The continuous surge in NFL ratings is in part because the product is ultra-popular and its storylines are compelling. Airing the season's conclusion during the winter is a plus, but even the league's annual non-event (the NFL draft) averaged nearly 3.9 million viewers on ESPN over its 15 1/2 hours. More than 36 million viewers watched some portion of the draft last year.
So how will the NFL straddle the line between giving the public additional coverage without oversaturation? Before the season the the league launched "NFL RedZone " a channel which shifted from game to game to provide up-to-the second live coverage inside the 20-yard line. This year ESPN and the NFL Network will air the NFL draft's first three rounds in prime time (first round on Thursday night, rounds two and three on Friday night). To generate even more exposure (and revenue), the NFL could shift its annual late-season, eight-game slate from the NFL Network to, say, NBC (which could use it after the whole Conan-Leno fiasco). It could place both conference championship games into prime time (one on Saturday, one on Sunday) or give each team a second bye to extend the season by one week.

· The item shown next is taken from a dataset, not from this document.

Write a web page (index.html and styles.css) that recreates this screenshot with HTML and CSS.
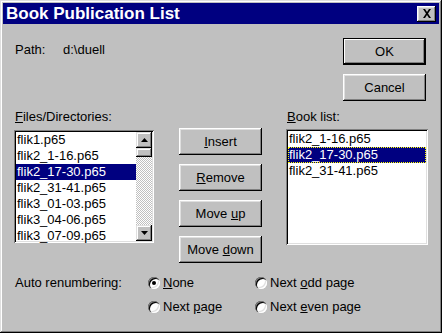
FILE: index.html
```html
<!DOCTYPE html>
<html lang="en">
<head>
    <meta charset="UTF-8">
    <title>Book Publication List</title>
    <link rel="stylesheet" href="styles.css">
</head>
<body>
<div class="window">
    <!-- Title bar -->
    <div class="titlebar">
        <span class="title">Book Publication List</span>
        <span class="close-btn">
            <svg width="10" height="9" viewBox="0 0 10 9"><path d="M1 0h2l2 3 2-3h2L6 4.5 9 9H7L5 6 3 9H1l3-4.5z" fill="#000"/></svg>
        </span>
    </div>

    <div class="dialog-body">
        <div class="top-row">
            <div class="path">
                <span class="path-label">Path:</span>
                <span>d:\duell</span>
            </div>
            <div class="side-buttons">
                <div class="btn btn-default"><span>OK</span></div>
                <div class="btn"><span>Cancel</span></div>
            </div>
        </div>

        <div class="main-row">
            <div class="files-col">
                <div class="label"><u>F</u>iles/Directories:</div>
                <div class="listbox files-box">
                    <ul class="items">
                        <li>flik1.p65</li>
                        <li>flik2_1-16.p65</li>
                        <li class="selected">flik2_17-30.p65</li>
                        <li>flik2_31-41.p65</li>
                        <li>flik3_01-03.p65</li>
                        <li>flik3_04-06.p65</li>
                        <li>flik3_07-09.p65</li>
                    </ul>
                    <div class="scrollbar">
                        <div class="sb-btn">
                            <svg width="7" height="4" viewBox="0 0 7 4"><path d="M3.5 0L7 4H0z" fill="#000"/></svg>
                        </div>
                        <div class="sb-thumb"></div>
                        <div class="sb-track"></div>
                        <div class="sb-btn">
                            <svg width="7" height="4" viewBox="0 0 7 4"><path d="M0 0h7L3.5 4z" fill="#000"/></svg>
                        </div>
                    </div>
                </div>
            </div>

            <div class="action-col">
                <div class="btn"><span><u>I</u>nsert</span></div>
                <div class="btn"><span><u>R</u>emove</span></div>
                <div class="btn"><span>Move <u>u</u>p</span></div>
                <div class="btn"><span>Move <u>d</u>own</span></div>
            </div>

            <div class="book-col">
                <div class="label"><u>B</u>ook list:</div>
                <div class="listbox book-box">
                    <ul class="items">
                        <li>flik2_1-16.p65</li>
                        <li class="selected focused">flik2_17-30.p65</li>
                        <li>flik2_31-41.p65</li>
                    </ul>
                </div>
            </div>
        </div>

        <div class="renumber">
            <div class="renumber-label">Auto renumbering:</div>
            <div class="radio-grid">
                <div class="radio"><span class="radio-dot checked"></span><span><u>N</u>one</span></div>
                <div class="radio"><span class="radio-dot"></span><span>Next <u>o</u>dd page</span></div>
                <div class="radio"><span class="radio-dot"></span><span>Next <u>p</u>age</span></div>
                <div class="radio"><span class="radio-dot"></span><span>Next <u>e</u>ven page</span></div>
            </div>
        </div>
    </div>
</div>
</body>
</html>
```

FILE: styles.css
```css
* {
    box-sizing: border-box;
}
body {
    margin: 0;
    background-color: #c0c0c0;
    font-family: "Liberation Sans", Arial, sans-serif;
    font-size: 13px;
    line-height: 16px;
    color: #000;
}
.window {
    width: 442px;
    height: 333px;
    padding: 3px;
    background-color: #c0c0c0;
    box-shadow: inset -1px -1px #000, inset 1px 1px #dfdfdf,
                inset -2px -2px #808080, inset 2px 2px #fff;
}
.titlebar {
    height: 21px;
    background-color: #000080;
    display: flex;
    align-items: center;
    justify-content: space-between;
    padding: 0 3px 0 3px;
}
.title {
    color: #fff;
    font-weight: bold;
    font-size: 17px;
}
.close-btn {
    width: 19px;
    height: 16px;
    background-color: #c0c0c0;
    display: flex;
    align-items: center;
    justify-content: center;
    box-shadow: inset -1px -1px #000, inset 1px 1px #fff,
                inset -2px -2px #808080, inset 2px 2px #dfdfdf;
}
.dialog-body {
    padding: 14px 11px 0 11px;
}
.top-row {
    display: flex;
    justify-content: space-between;
}
.path {
    padding: 4px 0 0 1px;
    display: flex;
}
.path-label {
    width: 48px;
}
.side-buttons {
    display: flex;
    flex-direction: column;
    gap: 9px;
    margin-right: 2px;
}
.btn {
    width: 83px;
    height: 27px;
    display: flex;
    align-items: center;
    justify-content: center;
    background-color: #c0c0c0;
    box-shadow: inset -1px -1px #000, inset 1px 1px #fff,
                inset -2px -2px #808080, inset 2px 2px #dfdfdf;
}
.btn-default {
    border: 1px solid #000;
    box-shadow: inset -1px -1px #000, inset 1px 1px #fff,
                inset -2px -2px #808080;
}
.main-row {
    display: flex;
    margin-top: 8px;
}
.label {
    height: 21px;
    padding-left: 1px;
}
.files-col {
    width: 140px;
}
.action-col {
    display: flex;
    flex-direction: column;
    gap: 9px;
    padding-top: 19px;
    margin-left: 25px;
}
.book-col {
    width: 142px;
    margin-left: 24px;
}
.book-col .label {
    height: 20px;
}
.listbox {
    background-color: #fff;
    padding: 2px;
    box-shadow: inset 1px 1px #808080, inset -1px -1px #fff,
                inset 2px 2px #000, inset -2px -2px #dfdfdf;
}
.files-box {
    height: 113px;
    display: flex;
    overflow: hidden;
}
.book-box {
    height: 116px;
}
.items {
    list-style: none;
    margin: 0;
    padding: 0;
    flex: 1;
}
.items li {
    height: 16px;
    padding-left: 1px;
    white-space: nowrap;
}
.items li.selected {
    background-color: #000080;
    color: #fff;
}
.items li.focused {
    outline: 1px dotted #ffff00;
    outline-offset: -1px;
}
.scrollbar {
    width: 16px;
    display: flex;
    flex-direction: column;
}
.sb-btn, .sb-thumb {
    background-color: #c0c0c0;
    box-shadow: inset -1px -1px #000, inset 1px 1px #dfdfdf,
                inset -2px -2px #808080, inset 2px 2px #fff;
}
.sb-btn {
    height: 16px;
    display: flex;
    align-items: center;
    justify-content: center;
}
.sb-thumb {
    height: 9px;
}
.sb-track {
    flex: 1;
    background: repeating-conic-gradient(#c0c0c0 0 25%, #fff 0 50%) 0 0 / 2px 2px;
}
.renumber {
    display: flex;
    margin-top: 12px;
}
.renumber-label {
    width: 134px;
    padding-left: 1px;
}
.radio-grid {
    display: grid;
    grid-template-columns: 107px auto;
    row-gap: 8px;
}
.radio {
    display: flex;
    align-items: center;
    gap: 3px;
}
.radio-dot {
    width: 12px;
    height: 12px;
    border-radius: 50%;
    background-color: #fff;
    display: flex;
    align-items: center;
    justify-content: center;
    box-shadow: inset 1px 1px #808080, inset 2px 2px #000,
                inset -1px -1px #fff, inset -2px -2px #dfdfdf;
}
.radio-dot.checked::after {
    content: "";
    width: 4px;
    height: 4px;
    border-radius: 50%;
    background-color: #000;
}
```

It also might convert one or two preseason games into regular-season games. It could allow its Web site or another to carry live games either for free or for a price.
But if history is any lesson, the NFL should remember its past. The highest-rated Super Bowl to date (49.1 rating, fourth-highest rating all-time) was Super Bowl XVI between San Francisco and Cincinnati. It was held two weeks after "The Catch." That next fall, a players' strike wiped out half the season. The NFL and the NFL Players Association appear on course for a major impasse in negotiations when their contract expires in 2011.